Equipping coal and gas plants with carbon capture and storage (CCS) has proven almost less feasible than new nuclear. In any case, it is far from a “proven” technology and is nowhere “on the cusp of broader deployment,” as Mr. Hernick claims. The CCS projects that have been proposed in the U.S. have been a total failure. Over a decade ago, Illinois set an energy standard to provide 5% of its electricity from plants with CCS, but that has not resulted in a single such power plant to date, and none are currently proposed. In Alabama, Southern Company finally canceled the billions-over-budget and years-behind-schedule Kemper project in 2017, eliminating the CCS component and planning to operate it as a conventional natural gas power plant.

In fact, the utility industry has all but accepted that CCS is not economical, unless there is some auxiliary value/revenue stream for the carbon dioxide (CO2) emissions that would supposedly be sequestered. Most of the uses for CCS that are being actively promoted now are tied to oil extraction: pumping the CO2 from a power plant underneath petroleum deposits to pressurize wells that might otherwise be uneconomical. Since Maryland is (presumably, one would hope) not going to be drilling for oil, there is not even such an opportunity for CCS, so proposing it as part of our energy future is simply hand-waving.

In addition, Hernick tries to make a link between the aging Conowingo hydropower dam and water quality in the Bay. But he downplays serious problems, including debris flowing into the Bay from the Conowingo reservoir, and he ignores toxic contaminants building up in the sediments behind the dam. Conowingo may have a role in Maryland’s energy transition, but there has yet to be a thorough and unbiased evaluation of the dam’s future and its impacts on the Bay. Mr. Hernick’s call for “value[ing] the dam for its role in clean energy and the bay’s overall health” is premature, at best.

At worst, it is deliberate greenwashing, on behalf of Conowingo’s owner, Exelon Corp. Exelon is the 800-pound corporate gorilla in Maryland’s energy industry. It is also the owner of Calvert Cliffs Nuclear Power Plant, and owner of the largest utility companies in the state, which serves over 80% of Maryland electricity customers: BGE, Pepco, and Delmarva. In fact, Mr. Hernick’s op-ed reads something like Exelon’s corporate business plan: talking about “clean energy,” while advocating subsidies to maintain the dirty energy status quo.

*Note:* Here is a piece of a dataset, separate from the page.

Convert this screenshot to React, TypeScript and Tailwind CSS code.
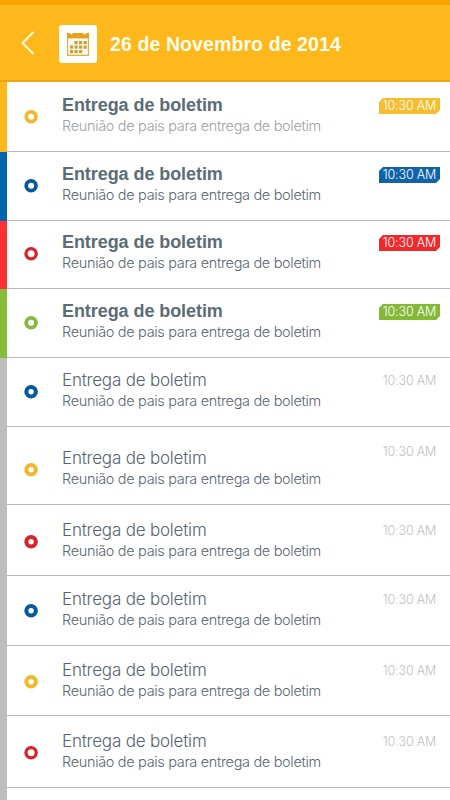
type Tone = { bar: string; ring: string; tag: string };

const yellow: Tone = { bar: "bg-[#fdb91c]", ring: "stroke-[#f0b82c]", tag: "bg-[#f5bd2f]" };
const blue: Tone = { bar: "bg-[#0365ac]", ring: "stroke-[#045a9c]", tag: "bg-[#0f64a9]" };
const red: Tone = { bar: "bg-[#f93132]", ring: "stroke-[#dc2128]", tag: "bg-[#f0292c]" };
const green: Tone = { bar: "bg-[#87bb3c]", ring: "stroke-[#86b93c]", tag: "bg-[#84b837]" };

type Entry = {
  tone: Tone;
  active?: boolean;
  box: string;
  sub?: string;
  timeMargin?: string;
  ring?: number;
};

const entries: Entry[] = [
  { tone: yellow, active: true, box: "h-[70px] pt-[13px]", sub: "text-[#9c9fa4]" },
  { tone: blue, active: true, box: "h-[69px] pt-[12px]" },
  { tone: red, active: true, box: "h-[68px] pt-[11px]", ring: 3.3 },
  { tone: green, active: true, box: "h-[69px] pt-[12px]" },
  { tone: blue, box: "h-[69px] pt-[12px]", ring: 4.1 },
  { tone: yellow, box: "h-[78px] pt-[21px]", timeMargin: "mt-[-4px]", ring: 4.1 },
  { tone: red, box: "h-[71px] pt-[15px]", ring: 4.1 },
  { tone: blue, box: "h-[70px] pt-[13px]", ring: 4.1 },
  { tone: yellow, box: "h-[70px] pt-[14px]", ring: 4.1 },
  { tone: red, box: "h-[72px] pt-[15px]", ring: 3.3 },
];

function CalendarIcon() {
  const cells = [
    [7.5, 9], [12, 9], [16.5, 9],
    [3, 13.5], [7.5, 13.5], [12, 13.5], [16.5, 13.5],
    [3, 18], [7.5, 18], [12, 18],
  ];
  return (
    <svg width="22" height="24" viewBox="0 0 22 24">
      <path d="M0 1h22v23H0z" fill="#dfb04a" />
      <path d="M1.2 6.5h19.6v16.2H1.2z" fill="#fffdf2" />
      <path d="M0 1h22v5H0z" fill="#e8a116" />
      <path d="M3 0h2.6v2.2H3zM16.4 0H19v2.2h-2.6z" fill="#fff" />
      {cells.map(([x, y]) => (
        <rect key={`${x}-${y}`} x={x} y={y} width="3.2" height="3.2" fill="#cf9c31" />
      ))}
    </svg>
  );
}

function Ring({ tone, width }: { tone: Tone; width: number }) {
  return (
    <svg className="mt-[15px] size-[14px] shrink-0" viewBox="0 0 14 14" fill="none">
      <circle cx="7.1" cy="6.8" r={6.8 - width / 2} strokeWidth={width} className={tone.ring} />
    </svg>
  );
}

function Row({ tone, active, box, sub, timeMargin, ring }: Entry) {
  return (
    <li className="flex shrink-0">
      <div className={`w-[7px] shrink-0 ${active ? tone.bar : "bg-[#bebebe]"}`} />
      <div className={`flex flex-1 items-start border-b border-[#b9babc] pl-[17px] pr-[10px] ${box}`}>
        <Ring tone={tone} width={ring ?? 3.8} />
        <div className="ml-[24px] flex-1 whitespace-nowrap">
          <h2
            className={
              active
                ? "h-5 font-['Liberation_Sans',sans-serif] text-[18px] font-bold leading-[21px] tracking-[-0.07px] text-[#5b6c77]"
                : "h-5 font-['Inter',sans-serif] text-[17px] font-light leading-[21px] tracking-[-0.2px] text-[#56646e]"
            }
          >
            Entrega de boletim
          </h2>
          <p className={`font-['Inter',sans-serif] text-[14.5px] font-light leading-[21px] tracking-[-0.33px] ${sub ?? "text-[#59666f]"}`}>
            Reunião de pais para entrega de boletim
          </p>
        </div>
        <time
          className={`h-4 w-[61px] whitespace-nowrap text-center font-['Inter',sans-serif] text-[12.5px] font-light leading-4 tracking-[-0.15px] ${
            active
              ? `text-white [clip-path:polygon(4px_0,100%_0,100%_12px,57px_100%,0_100%,0_4px)] ${tone.tag}`
              : "text-[#bfc0c1]"
          } ${timeMargin ?? "mt-[3px]"}`}
        >
          10:30 AM
        </time>
      </div>
    </li>
  );
}

export default function App() {
  return (
    <main className="flex h-[800px] w-[450px] flex-col overflow-hidden bg-white">
      <header className="flex h-[82px] shrink-0 items-center border-b-2 border-t-[5px] border-b-[#eda50f] border-t-[#f7a400] bg-[#feb81c] pl-[20px]">
        <svg width="16" height="24" viewBox="0 0 16 24" fill="none" stroke="#fffbe0" strokeWidth="2">
          <path d="M13.5 1 2.5 12l11 11" />
        </svg>
        <div className="ml-[23px] mt-0.5 flex h-[38px] w-[38px] items-center justify-center rounded-[3px] bg-white">
          <CalendarIcon />
        </div>
        <h1 className="ml-[13px] mt-1 whitespace-nowrap font-['Liberation_Sans',sans-serif] text-[19.5px] font-bold tracking-[0.1px] text-[#fffdec]">
          26 de Novembro de 2014
        </h1>
      </header>
      <ul className="flex flex-col">
        {entries.map((entry, i) => (
          <Row key={i} {...entry} />
        ))}
      </ul>
      <div className="w-[7px] flex-1 bg-[#bebebe]" />
    </main>
  );
}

Maryland can have a safe, clean, affordable, sustainable energy future—but only by making the right choices. Fossil fuels and nuclear power only offer false promises and dead ends. But renewables, efficiency, storage, and other modern, smart energy technologies are proving just the opposite. Instead of resisting that fact, the Hogan administration should start working on how to ensure all Marylanders benefit from transforming our energy economy to one based on renewable energy, and that no one is left behind.

Tim Judson is executive director of Nuclear Information and Resource Service, a nonprofit environmental group based in Takoma Park.